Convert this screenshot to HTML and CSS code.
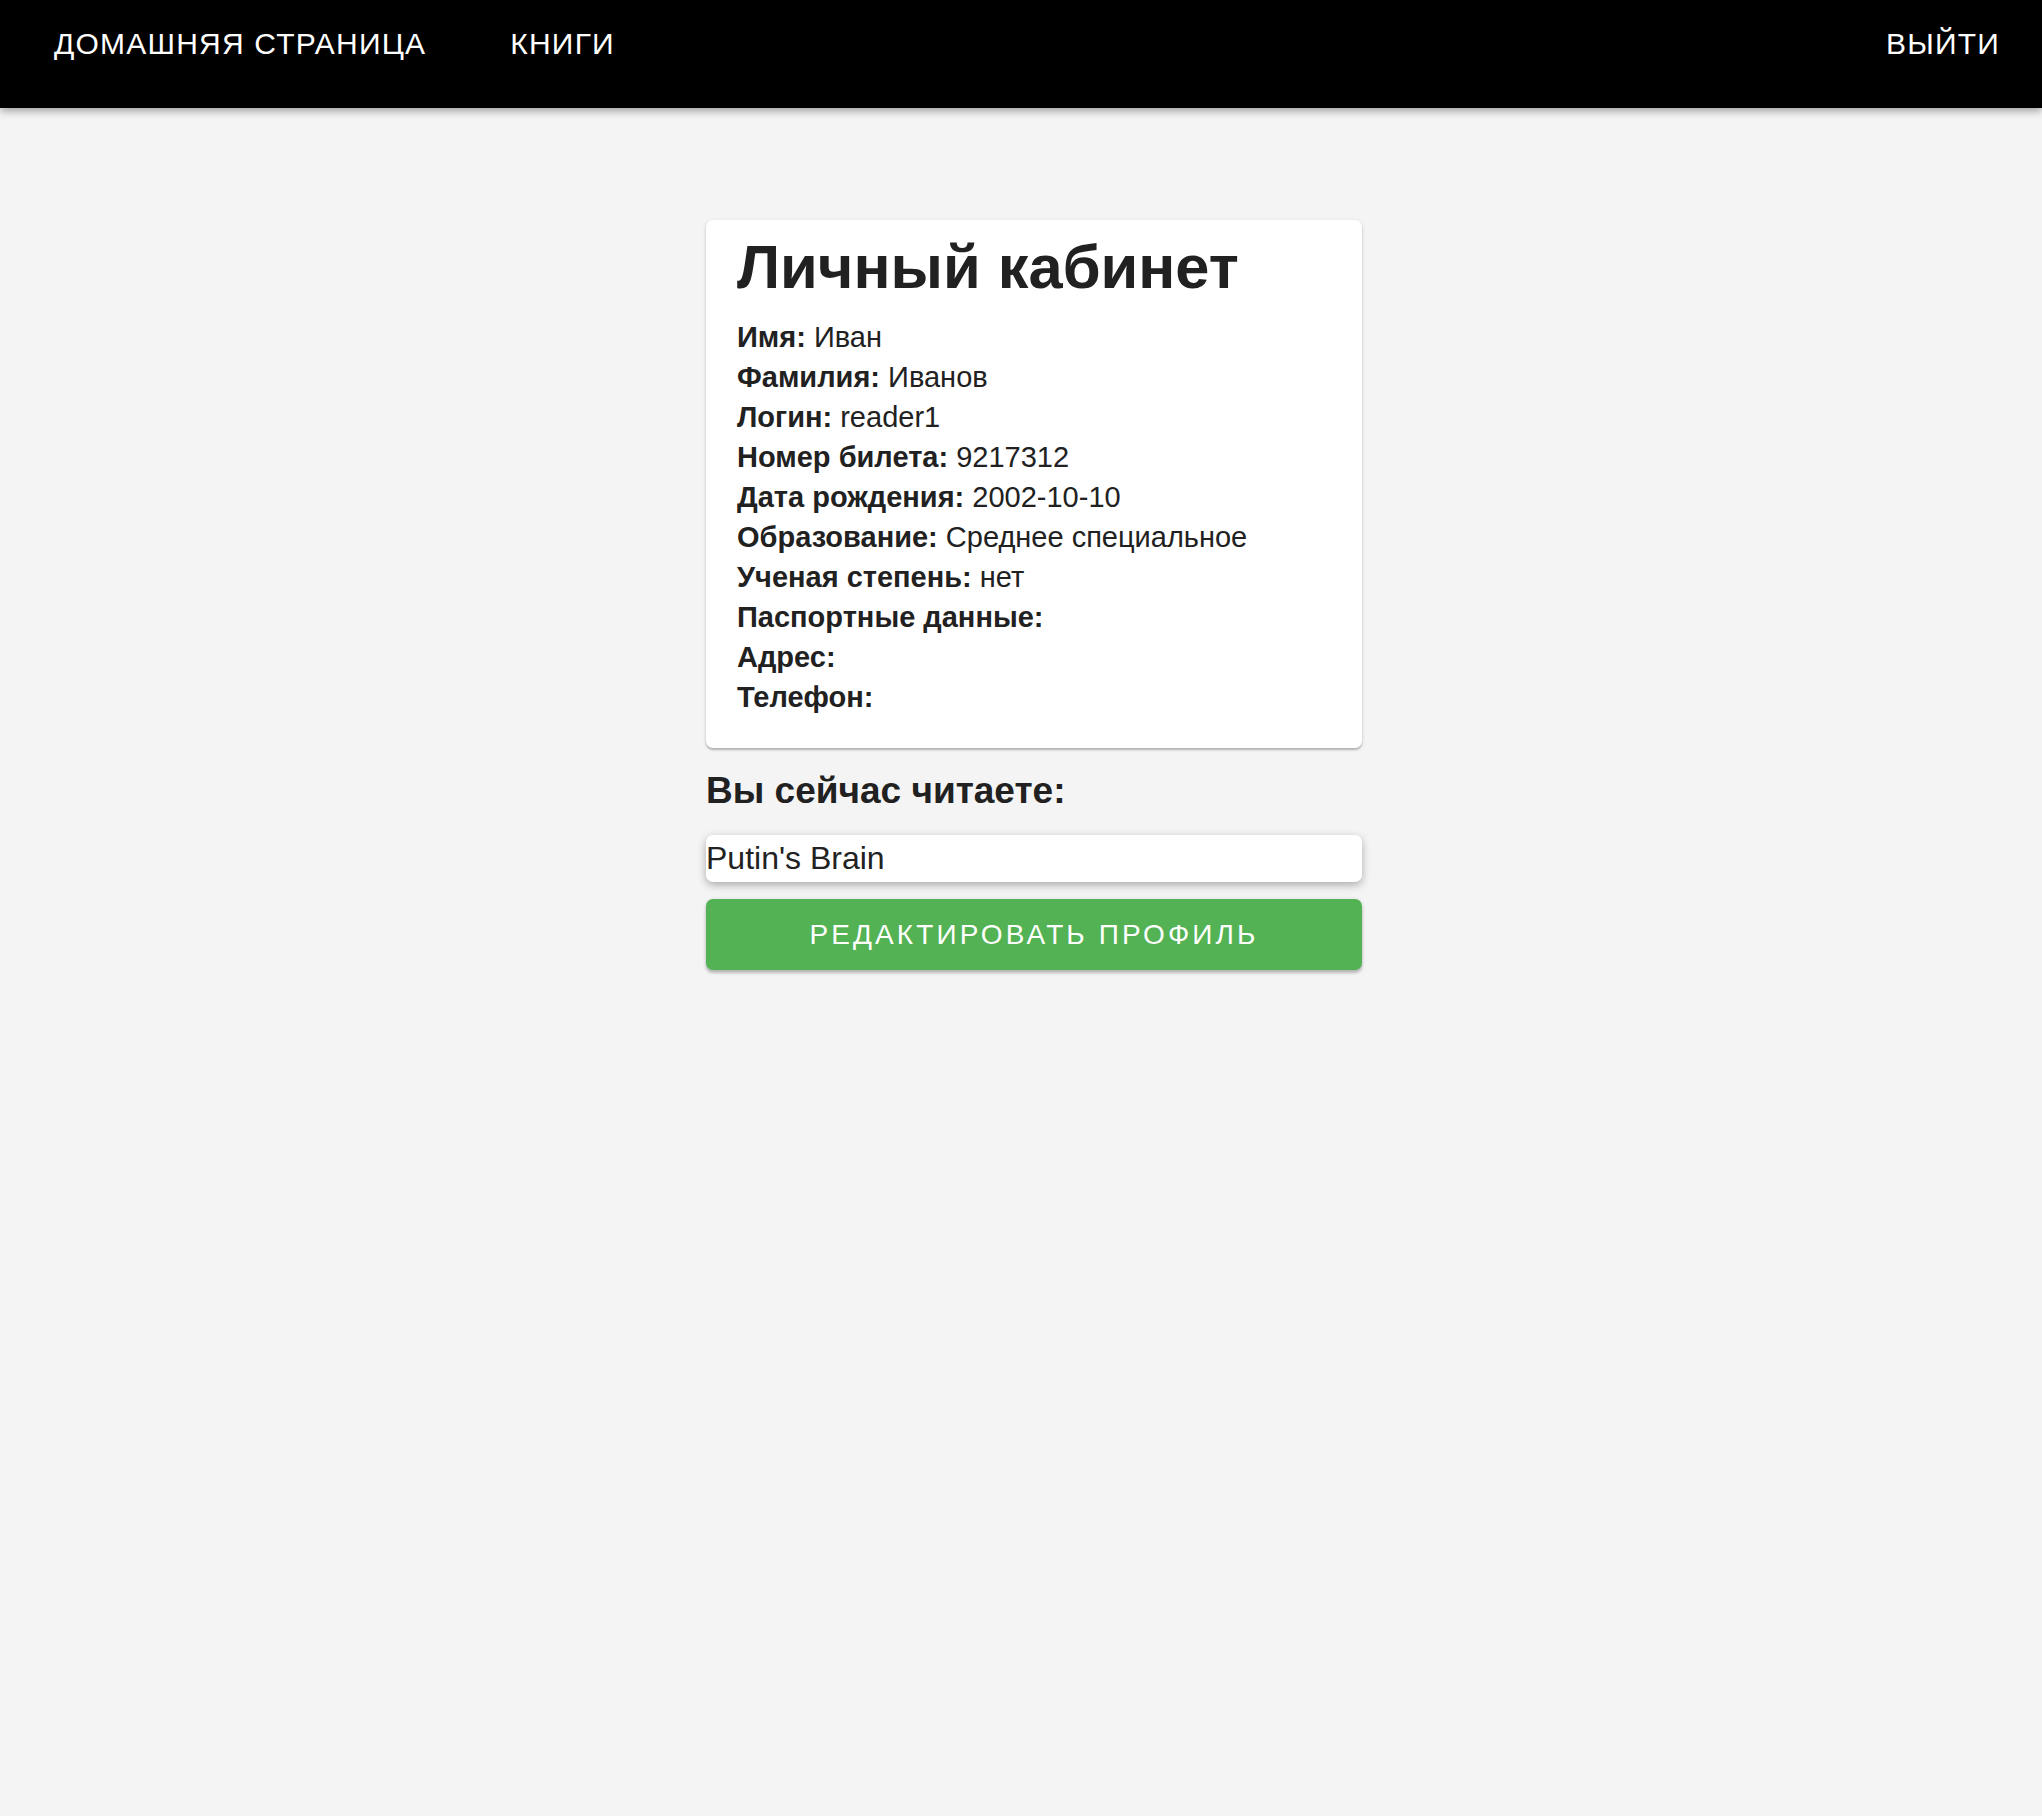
FILE: index.html
```html
<!DOCTYPE html>
<html lang="ru">
<head>
<meta charset="utf-8">
<title>Личный кабинет</title>
<link rel="stylesheet" href="styles.css">
</head>
<body>
<header class="navbar">
  <nav class="nav-left">
    <a class="nav-link" href="#">Домашняя страница</a>
    <a class="nav-link" href="#">Книги</a>
  </nav>
  <a class="nav-link" href="#">Выйти</a>
</header>
<main class="main">
  <section class="column">
    <div class="card">
      <h1 class="title">Личный кабинет</h1>
      <div class="row"><b>Имя:</b> Иван</div>
      <div class="row"><b>Фамилия:</b> Иванов</div>
      <div class="row"><b>Логин:</b> reader1</div>
      <div class="row"><b>Номер билета:</b> 9217312</div>
      <div class="row"><b>Дата рождения:</b> 2002-10-10</div>
      <div class="row"><b>Образование:</b> Среднее специальное</div>
      <div class="row"><b>Ученая степень:</b> нет</div>
      <div class="row"><b>Паспортные данные:</b></div>
      <div class="row"><b>Адрес:</b></div>
      <div class="row"><b>Телефон:</b></div>
    </div>
    <h2 class="subtitle">Вы сейчас читаете:</h2>
    <div class="book">Putin's Brain</div>
    <button class="edit-btn">Редактировать профиль</button>
  </section>
</main>
</body>
</html>
```

FILE: styles.css
```css
html, body {
  margin: 0;
  padding: 0;
}
body {
  background: #f4f4f4;
  font-family: "Liberation Sans", Arial, sans-serif;
  color: #212121;
  min-height: 1816px;
}
.navbar {
  height: 108px;
  background: #000;
  display: flex;
  justify-content: space-between;
  align-items: flex-start;
  padding: 0 42px 0 54px;
  box-sizing: border-box;
  box-shadow: 0 3px 8px rgba(0,0,0,0.35);
}
.nav-left {
  display: flex;
  gap: 84px;
}
.nav-link {
  color: #fff;
  text-decoration: none;
  text-transform: uppercase;
  font-size: 30px;
  letter-spacing: 1.2px;
  line-height: 1;
  padding-top: 29px;
}
.main {
  display: flex;
  justify-content: center;
  padding: 112px 0 0 26px;
}
.column {
  width: 656px;
  display: flex;
  flex-direction: column;
}
.card {
  background: #fff;
  border-radius: 7px;
  padding: 8px 31px 31px;
  box-shadow: 0 2px 2px rgba(0,0,0,0.22), 0 1px 4px rgba(0,0,0,0.1);
}
.title {
  margin: 0 0 12px;
  font-size: 61.4px;
  line-height: 77px;
  font-weight: 700;
  color: #212121;
}
.row {
  font-size: 29px;
  line-height: 40px;
}
.row b {
  font-weight: 700;
}
.subtitle {
  margin: 21px 0 22px;
  font-size: 37px;
  line-height: 1.2;
  font-weight: 700;
}
.book {
  background: #fff;
  height: 47px;
  border-radius: 7px;
  font-size: 32px;
  line-height: 47px;
  color: #222;
  box-shadow: 0 3px 8px rgba(0,0,0,0.3);
}
.edit-btn {
  margin-top: 17px;
  height: 71px;
  border: none;
  border-radius: 7px;
  background: #53b253;
  color: #fff;
  font-family: "Liberation Sans", Arial, sans-serif;
  font-size: 28px;
  letter-spacing: 3.1px;
  text-transform: uppercase;
  box-shadow: 0 3px 3px rgba(0,0,0,0.2), 0 1px 5px rgba(0,0,0,0.12);
  cursor: pointer;
}
```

=======

Problem to solve: Are you able to set down all the lines above exactly, without any pictures?

Solution for this exercise:
Convert this screenshot to HTML and CSS code.
FILE: index.html
```html
<!DOCTYPE html>
<html lang="ru">
<head>
<meta charset="utf-8">
<title>Личный кабинет</title>
<link rel="stylesheet" href="styles.css">
</head>
<body>
<header class="navbar">
  <nav class="nav-left">
    <a class="nav-link" href="#">Домашняя страница</a>
    <a class="nav-link" href="#">Книги</a>
  </nav>
  <a class="nav-link" href="#">Выйти</a>
</header>
<main class="main">
  <section class="column">
    <div class="card">
      <h1 class="title">Личный кабинет</h1>
      <div class="row"><b>Имя:</b> Иван</div>
      <div class="row"><b>Фамилия:</b> Иванов</div>
      <div class="row"><b>Логин:</b> reader1</div>
      <div class="row"><b>Номер билета:</b> 9217312</div>
      <div class="row"><b>Дата рождения:</b> 2002-10-10</div>
      <div class="row"><b>Образование:</b> Среднее специальное</div>
      <div class="row"><b>Ученая степень:</b> нет</div>
      <div class="row"><b>Паспортные данные:</b></div>
      <div class="row"><b>Адрес:</b></div>
      <div class="row"><b>Телефон:</b></div>
    </div>
    <h2 class="subtitle">Вы сейчас читаете:</h2>
    <div class="book">Putin's Brain</div>
    <button class="edit-btn">Редактировать профиль</button>
  </section>
</main>
</body>
</html>
```

FILE: styles.css
```css
html, body {
  margin: 0;
  padding: 0;
}
body {
  background: #f4f4f4;
  font-family: "Liberation Sans", Arial, sans-serif;
  color: #212121;
  min-height: 1816px;
}
.navbar {
  height: 108px;
  background: #000;
  display: flex;
  justify-content: space-between;
  align-items: flex-start;
  padding: 0 42px 0 54px;
  box-sizing: border-box;
  box-shadow: 0 3px 8px rgba(0,0,0,0.35);
}
.nav-left {
  display: flex;
  gap: 84px;
}
.nav-link {
  color: #fff;
  text-decoration: none;
  text-transform: uppercase;
  font-size: 30px;
  letter-spacing: 1.2px;
  line-height: 1;
  padding-top: 29px;
}
.main {
  display: flex;
  justify-content: center;
  padding: 112px 0 0 26px;
}
.column {
  width: 656px;
  display: flex;
  flex-direction: column;
}
.card {
  background: #fff;
  border-radius: 7px;
  padding: 8px 31px 31px;
  box-shadow: 0 2px 2px rgba(0,0,0,0.22), 0 1px 4px rgba(0,0,0,0.1);
}
.title {
  margin: 0 0 12px;
  font-size: 61.4px;
  line-height: 77px;
  font-weight: 700;
  color: #212121;
}
.row {
  font-size: 29px;
  line-height: 40px;
}
.row b {
  font-weight: 700;
}
.subtitle {
  margin: 21px 0 22px;
  font-size: 37px;
  line-height: 1.2;
  font-weight: 700;
}
.book {
  background: #fff;
  height: 47px;
  border-radius: 7px;
  font-size: 32px;
  line-height: 47px;
  color: #222;
  box-shadow: 0 3px 8px rgba(0,0,0,0.3);
}
.edit-btn {
  margin-top: 17px;
  height: 71px;
  border: none;
  border-radius: 7px;
  background: #53b253;
  color: #fff;
  font-family: "Liberation Sans", Arial, sans-serif;
  font-size: 28px;
  letter-spacing: 3.1px;
  text-transform: uppercase;
  box-shadow: 0 3px 3px rgba(0,0,0,0.2), 0 1px 5px rgba(0,0,0,0.12);
  cursor: pointer;
}
```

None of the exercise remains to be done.